Panikattacken


Die 28- jährige, sehr lebhafte und emotional intensive Patientin, alleinerziehende Mutter einer 10 -jährigen Tochter, sozial gut integriert, suchte mich mit Panickattacken auf.
Diese traten spontan und unvorhersagbar auf. Im Laufe der Behandlung zeigte sich eine
Lebensgeschichte, bei der ich staune, daß die Patientin sich zu einer so soliden
Persönlichikeit entwickelt hat. Es fehlt fast nichts: Zerrüttete Familienverhältnisse,
körperliche und seelische Übergriffe, sexueller Mißbrauch, Selbstmord. Nun, nachdem ich ein Jahr mit zum größten Teil asozial gewordenen Suchtkranken gearbeitet habe
erschreckt mich auch das nicht. Wir arbeiteten innerhalb eines halben Jahres die
Biographie der Patientin auf und desensibilisierten sie für die schrecklichsten Erlebnisse.
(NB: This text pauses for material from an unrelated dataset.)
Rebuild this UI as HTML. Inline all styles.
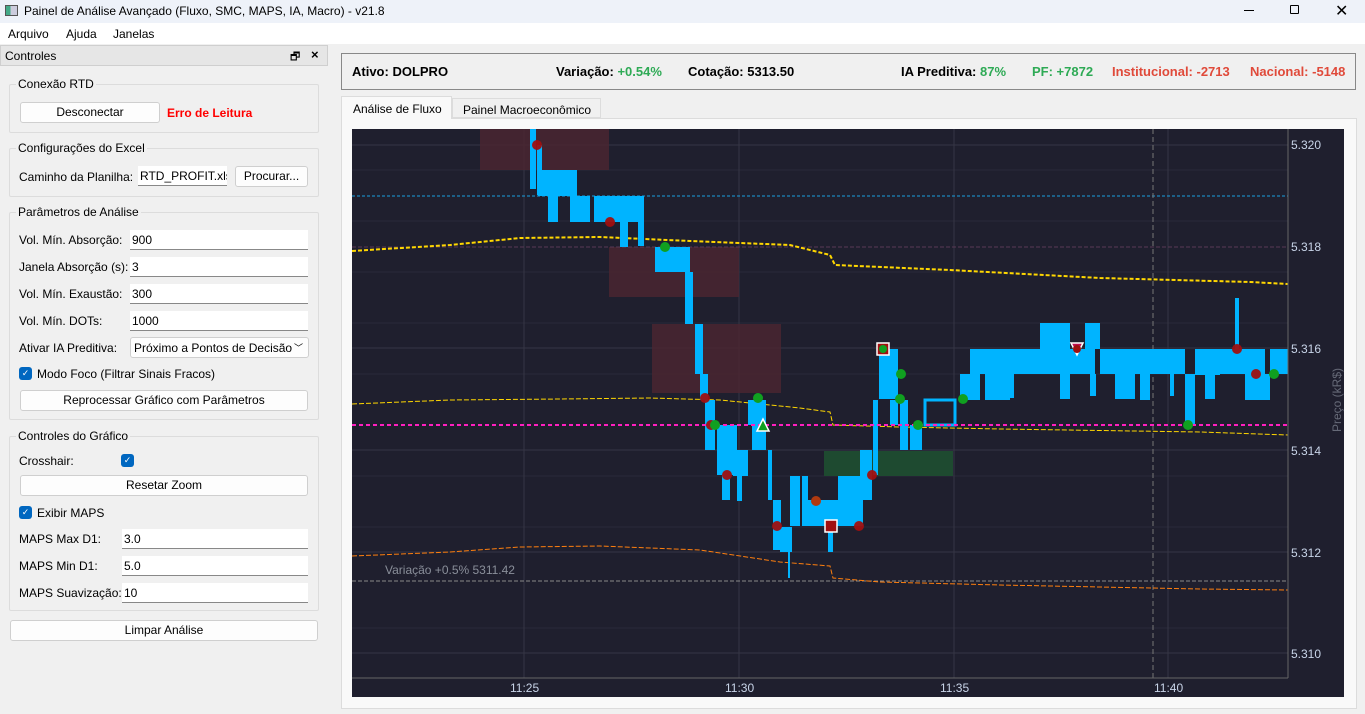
<!DOCTYPE html>
<html><head><meta charset="utf-8"><style>
*{box-sizing:border-box;margin:0;padding:0}
body{width:1365px;height:714px;background:#f0f0f0;font-family:"Liberation Sans",sans-serif;font-size:12px;color:#000;position:relative;overflow:hidden}
.a{position:absolute;white-space:nowrap}
.title{left:0;top:0;width:1365px;height:23px;background:#eef2f9}
.menu{left:0;top:23px;width:1365px;height:21px;background:#fff}
.grp{position:absolute;border:1px solid #dcdcdc;border-radius:2px}
.gl{position:absolute;background:#f0f0f0;padding:0 2px;font-size:12px}
.btn{position:absolute;background:#fdfdfd;border:1px solid #cfcfcf;border-radius:3px;text-align:center;font-size:12px;line-height:19px}
.inp{position:absolute;background:#fff;border-bottom:1px solid #888;font-size:12px;line-height:20px;padding-left:2px;height:20px;overflow:hidden}
.cb{position:absolute;width:13px;height:13px;background:#0067c0;border-radius:3px;color:#fff;font-size:9px;line-height:13px;text-align:center}
.hd{font-size:13px;font-weight:bold;top:64px}
</style></head><body>
<div class="a title"></div>
<div class="a" style="left:5px;top:5px;width:13px;height:11px;border:1px solid #555;background:linear-gradient(90deg,#4a8 0 40%,#ccd 40%)"></div>
<div class="a" style="left:24px;top:4px;font-size:12px">Painel de Análise Avançado (Fluxo, SMC, MAPS, IA, Macro) - v21.8</div>
<div class="a" style="left:1244px;top:10px;width:10px;height:1px;background:#000"></div>
<div class="a" style="left:1290px;top:5px;width:9px;height:9px;border:1px solid #000;border-radius:1px"></div>
<div class="a" style="left:1335px;top:1px;font-size:16px">✕</div>
<div class="a menu"></div>
<div class="a" style="left:8px;top:27px">Arquivo</div>
<div class="a" style="left:66px;top:27px">Ajuda</div>
<div class="a" style="left:113px;top:27px">Janelas</div>

<div class="a" style="left:0;top:45px;width:328px;height:21px;background:#e6e6e6;border:1px solid #cfcfcf"></div>
<div class="a" style="left:5px;top:49px">Controles</div>
<div class="a" style="left:290px;top:48px;font-size:11px">🗗</div>
<div class="a" style="left:311px;top:47px;font-size:13px;font-weight:bold">×</div>

<div class="grp" style="left:9px;top:84px;width:310px;height:49px"></div><div class="gl" style="left:16px;top:77px">Conexão RTD</div>
<div class="btn" style="left:20px;top:102px;width:140px;height:21px">Desconectar</div>
<div class="a" style="left:167px;top:106px;color:#f00;font-weight:bold">Erro de Leitura</div>

<div class="grp" style="left:9px;top:148px;width:310px;height:49px"></div><div class="gl" style="left:16px;top:141px">Configurações do Excel</div>
<div class="a" style="left:19px;top:170px">Caminho da Planilha:</div>
<div class="inp" style="left:138px;top:166px;width:89px">RTD_PROFIT.xlsx</div>
<div class="btn" style="left:235px;top:166px;width:73px;height:21px">Procurar...</div>

<div class="grp" style="left:9px;top:212px;width:310px;height:208px"></div><div class="gl" style="left:16px;top:205px">Parâmetros de Análise</div>
<div class="a" style="left:19px;top:233px">Vol. Mín. Absorção:</div><div class="inp" style="left:130px;top:230px;width:178px">900</div>
<div class="a" style="left:19px;top:260px">Janela Absorção (s):</div><div class="inp" style="left:130px;top:257px;width:178px">3</div>
<div class="a" style="left:19px;top:287px">Vol. Mín. Exaustão:</div><div class="inp" style="left:130px;top:284px;width:178px">300</div>
<div class="a" style="left:19px;top:314px">Vol. Mín. DOTs:</div><div class="inp" style="left:130px;top:311px;width:178px">1000</div>
<div class="a" style="left:19px;top:341px">Ativar IA Preditiva:</div>
<div class="a" style="left:130px;top:337px;width:179px;height:21px;background:#fdfdfd;border:1px solid #cfcfcf;border-radius:3px;padding:3px 0 0 3px">Próximo a Pontos de Decisão <span style="position:absolute;right:5px;top:3px;font-size:9px">﹀</span></div>
<div class="cb" style="left:19px;top:367px">✓</div><div class="a" style="left:37px;top:367px">Modo Foco (Filtrar Sinais Fracos)</div>
<div class="btn" style="left:20px;top:390px;width:288px;height:21px">Reprocessar Gráfico com Parâmetros</div>

<div class="grp" style="left:9px;top:436px;width:310px;height:175px"></div><div class="gl" style="left:16px;top:429px">Controles do Gráfico</div>
<div class="a" style="left:19px;top:454px">Crosshair:</div><div class="cb" style="left:121px;top:454px">✓</div>
<div class="btn" style="left:20px;top:475px;width:288px;height:21px">Resetar Zoom</div>
<div class="cb" style="left:19px;top:506px">✓</div><div class="a" style="left:37px;top:506px">Exibir MAPS</div>
<div class="a" style="left:19px;top:532px">MAPS Max D1:</div><div class="inp" style="left:122px;top:529px;width:186px">3.0</div>
<div class="a" style="left:19px;top:559px">MAPS Min D1:</div><div class="inp" style="left:122px;top:556px;width:186px">5.0</div>
<div class="a" style="left:19px;top:586px">MAPS Suavização:</div><div class="inp" style="left:122px;top:583px;width:186px">10</div>
<div class="btn" style="left:10px;top:620px;width:308px;height:21px">Limpar Análise</div>

<div class="a" style="left:341px;top:53px;width:1015px;height:37px;border:1px solid #888;background:#f0f0f0"></div>
<div class="a hd" style="left:352px">Ativo: DOLPRO</div>
<div class="a hd" style="left:556px">Variação: <span style="color:#2eaa55">+0.54%</span></div>
<div class="a hd" style="left:688px">Cotação: 5313.50</div>
<div class="a hd" style="left:901px">IA Preditiva: <span style="color:#2eaa55">87%</span></div>
<div class="a hd" style="left:1032px;color:#2eaa55">PF: +7872</div>
<div class="a hd" style="left:1112px;color:#e04a3a">Institucional: -2713</div>
<div class="a hd" style="left:1250px;color:#e04a3a">Nacional: -5148</div>

<div class="a" style="left:341px;top:118px;width:1016px;height:591px;background:#f9f9f9;border:1px solid #dcdcdc"></div>
<div class="a" style="left:341px;top:96px;width:111px;height:23px;background:#f9f9f9;border:1px solid #dcdcdc;border-bottom:none;padding:5px 0 0 11px">Análise de Fluxo</div>
<div class="a" style="left:452px;top:98px;width:149px;height:20px;background:#f0f0f0;border:1px solid #dcdcdc;padding:4px 0 0 10px">Painel Macroeconômico</div>

<svg class="a" style="left:352px;top:129px" width="992" height="568" viewBox="352 129 992 568">
<rect x="352" y="129" width="992" height="568" fill="#1f1f2e"/>
<g stroke="#2a2a3a" stroke-width="1">
<line x1="352" x2="1288" y1="170" y2="170"/><line x1="352" x2="1288" y1="221" y2="221"/><line x1="352" x2="1288" y1="272" y2="272"/><line x1="352" x2="1288" y1="323" y2="323"/><line x1="352" x2="1288" y1="374" y2="374"/><line x1="352" x2="1288" y1="476" y2="476"/><line x1="352" x2="1288" y1="527" y2="527"/><line x1="352" x2="1288" y1="628" y2="628"/>
</g>
<g stroke="#363645" stroke-width="1">
<line x1="352" x2="1288" y1="145" y2="145"/><line x1="352" x2="1288" y1="348" y2="348"/><line x1="352" x2="1288" y1="450" y2="450"/><line x1="352" x2="1288" y1="552" y2="552"/><line x1="352" x2="1288" y1="653" y2="653"/>
<line x1="524" x2="524" y1="129" y2="678"/><line x1="739" x2="739" y1="129" y2="678"/><line x1="954" x2="954" y1="129" y2="678"/><line x1="1168" x2="1168" y1="129" y2="678"/>
</g>
<rect x="480" y="129" width="129" height="41" fill="#4a2630" opacity=".85"/>
<rect x="609" y="247" width="130" height="50" fill="#4a2630" opacity=".85"/>
<rect x="652" y="324" width="129" height="69" fill="#4a2630" opacity=".85"/>
<rect x="824" y="451" width="129" height="25" fill="#1e4a30"/>
<line x1="352" x2="1288" y1="196" y2="196" stroke="#1a9fe0" stroke-dasharray="3,2"/>
<line x1="352" x2="1288" y1="247" y2="247" stroke="#5a3a55" stroke-dasharray="4,2"/>
<line x1="1153" x2="1153" y1="129" y2="678" stroke="#777" stroke-dasharray="5,3"/>
<line x1="352" x2="1288" y1="581" y2="581" stroke="#888" stroke-dasharray="4,2"/>
<polyline fill="none" stroke="#ffd700" stroke-width="2" stroke-dasharray="4,2" points="352,251 450,245 520,238 600,237 690,241 790,245 830,255 835,265 950,270 1100,278 1250,282 1288,284"/>
<polyline fill="none" stroke="#ffd700" stroke-width="1" stroke-dasharray="5,2" points="352,404 450,400 560,399 650,398 720,400 800,408 830,412 833,425 900,427 1000,429 1200,432 1288,435"/>
<polyline fill="none" stroke="#ff7f0e" stroke-width="1" stroke-dasharray="5,2" points="352,556 450,552 520,547 600,546 700,550 780,562 830,566 833,578 880,582 1000,585 1200,589 1288,590"/>
<g fill="#00b4ff">
<rect x="530" y="129" width="6" height="60"/><rect x="537" y="145" width="5" height="50"/><rect x="538" y="170" width="30" height="26"/><rect x="548" y="196" width="10" height="26"/><rect x="565" y="170" width="12" height="26"/><rect x="570" y="196" width="20" height="26"/><rect x="594" y="196" width="45" height="26"/><rect x="620" y="222" width="8" height="25"/><rect x="638" y="196" width="6" height="50"/><rect x="655" y="247" width="35" height="25"/><rect x="685" y="272" width="8" height="52"/><rect x="695" y="324" width="8" height="50"/><rect x="700" y="374" width="8" height="26"/><rect x="705" y="400" width="10" height="50"/><rect x="717" y="425" width="20" height="50"/><rect x="722" y="450" width="8" height="50"/><rect x="733" y="450" width="15" height="26"/><rect x="737" y="476" width="5" height="25"/><rect x="748" y="400" width="18" height="25"/><rect x="752" y="425" width="14" height="25"/><rect x="768" y="450" width="4" height="50"/><rect x="773" y="500" width="8" height="50"/><rect x="780" y="527" width="12" height="25"/><rect x="790" y="476" width="10" height="50"/><rect x="802" y="476" width="6" height="50"/><rect x="808" y="500" width="30" height="26"/><rect x="838" y="476" width="25" height="50"/><rect x="828" y="527" width="5" height="25"/><rect x="860" y="450" width="12" height="50"/><rect x="873" y="400" width="5" height="75"/><rect x="879" y="349" width="19" height="50"/><rect x="890" y="400" width="8" height="25"/><rect x="900" y="400" width="8" height="50"/><rect x="910" y="425" width="12" height="25"/><rect x="925" y="400" width="30" height="25" fill="none" stroke="#00b4ff" stroke-width="3"/><rect x="960" y="374" width="20" height="26"/><rect x="970" y="349" width="45" height="25"/><rect x="985" y="374" width="25" height="26"/><rect x="1015" y="349" width="40" height="25"/><rect x="1040" y="323" width="30" height="26"/><rect x="1055" y="349" width="40" height="25"/><rect x="1060" y="374" width="10" height="25"/><rect x="1085" y="323" width="15" height="26"/><rect x="1100" y="349" width="50" height="25"/><rect x="1115" y="374" width="20" height="25"/><rect x="1140" y="374" width="10" height="26"/><rect x="1150" y="349" width="35" height="25"/><rect x="1185" y="374" width="10" height="50"/><rect x="1195" y="349" width="25" height="26"/><rect x="1205" y="374" width="10" height="25"/><rect x="1220" y="349" width="45" height="25"/><rect x="1235" y="298" width="4" height="51"/><rect x="1245" y="374" width="25" height="26"/><rect x="1270" y="349" width="18" height="25"/>
<rect x="788" y="550" width="2" height="28"/><rect x="1010" y="374" width="4" height="24"/><rect x="1090" y="374" width="6" height="22"/><rect x="1170" y="374" width="4" height="22"/>
</g>
<line x1="352" x2="1288" y1="425" y2="425" stroke="#ff1fbf" stroke-width="2" stroke-dasharray="4,3"/>
<g fill="#a01010" opacity=".95">
<circle cx="537" cy="145" r="5"/><circle cx="610" cy="222" r="5"/><circle cx="705" cy="398" r="5"/><circle cx="711" cy="425" r="5"/><circle cx="727" cy="475" r="5"/><circle cx="777" cy="526" r="5"/><circle cx="859" cy="526" r="5"/><circle cx="872" cy="475" r="5"/><circle cx="1237" cy="349" r="5"/><circle cx="1256" cy="374" r="5"/>
</g>
<circle cx="816" cy="501" r="5" fill="#b03a10"/>
<g fill="#10a020">
<circle cx="665" cy="247" r="5"/><circle cx="758" cy="398" r="5"/><circle cx="715" cy="425" r="5"/><circle cx="901" cy="374" r="5"/><circle cx="900" cy="399" r="5"/><circle cx="918" cy="425" r="5"/><circle cx="963" cy="399" r="5"/><circle cx="1188" cy="425" r="5"/><circle cx="1274" cy="374" r="5"/>
</g>
<rect x="877" y="343" width="12" height="12" fill="#a01010" stroke="#fff" stroke-width="1.5"/><circle cx="883" cy="349" r="4" fill="#10a020"/>
<rect x="825" y="520" width="12" height="12" fill="#a01010" stroke="#fff" stroke-width="1.5"/>
<polygon points="763,419 757,431 769,431" fill="#10a020" stroke="#fff" stroke-width="1.5"/>
<polygon points="1071,343 1083,343 1077,355" fill="#c01050" stroke="#fff" stroke-width="1.5"/><circle cx="1077" cy="349" r="4" fill="#a01010"/>
<line x1="1288" x2="1288" y1="129" y2="678" stroke="#666"/>
<line x1="352" x2="1288" y1="678" y2="678" stroke="#666"/>
<text x="385" y="574" fill="#8a8f9a" font-size="12" font-family="Liberation Sans">Variação +0.5% 5311.42</text>
<g fill="#c8d4e8" font-size="12" font-family="Liberation Sans">
<text x="1291" y="149">5.320</text><text x="1291" y="251">5.318</text><text x="1291" y="353">5.316</text><text x="1291" y="455">5.314</text><text x="1291" y="557">5.312</text><text x="1291" y="658">5.310</text>
<text x="510" y="692">11:25</text><text x="725" y="692">11:30</text><text x="940" y="692">11:35</text><text x="1154" y="692">11:40</text>
</g>
<text transform="translate(1341,432) rotate(-90)" fill="#666a78" font-size="12" font-family="Liberation Sans">Preço (kR$)</text>
</svg>
</body></html>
Die Panikattacken verschwanden. Da schrieb sich die Patientin für ein Studium ein. Nun
war sie nicht mehr doppelt sondern gleich dreifach belastet: Mutter, Angestellte und
Studentin, und außerdem muß die Lebenslust ja auch noch irgendwo ausgelebt werden.
Und in allen Bereichen stellte die Patientin höchste Anforderungen an sich.
Prompt kehrten Ängste zurück, doch waren diese nun nicht mehr frei flottierend sondern gebunden, d.h. sie wurden durch den Anblick spitzer Gegenstände und den Gedanken ihrer Tochter etwas anzutun ausgelöst.
Wir arbeiteten noch ein Jahr an diesen ßngsten und brachten immer wieder
vorübergehende Besserungen zustande. Daß die Anfälle nicht völlig verschwunden blieben hängt deutlich mit der Selbstüberforderung der Patientin zusammen.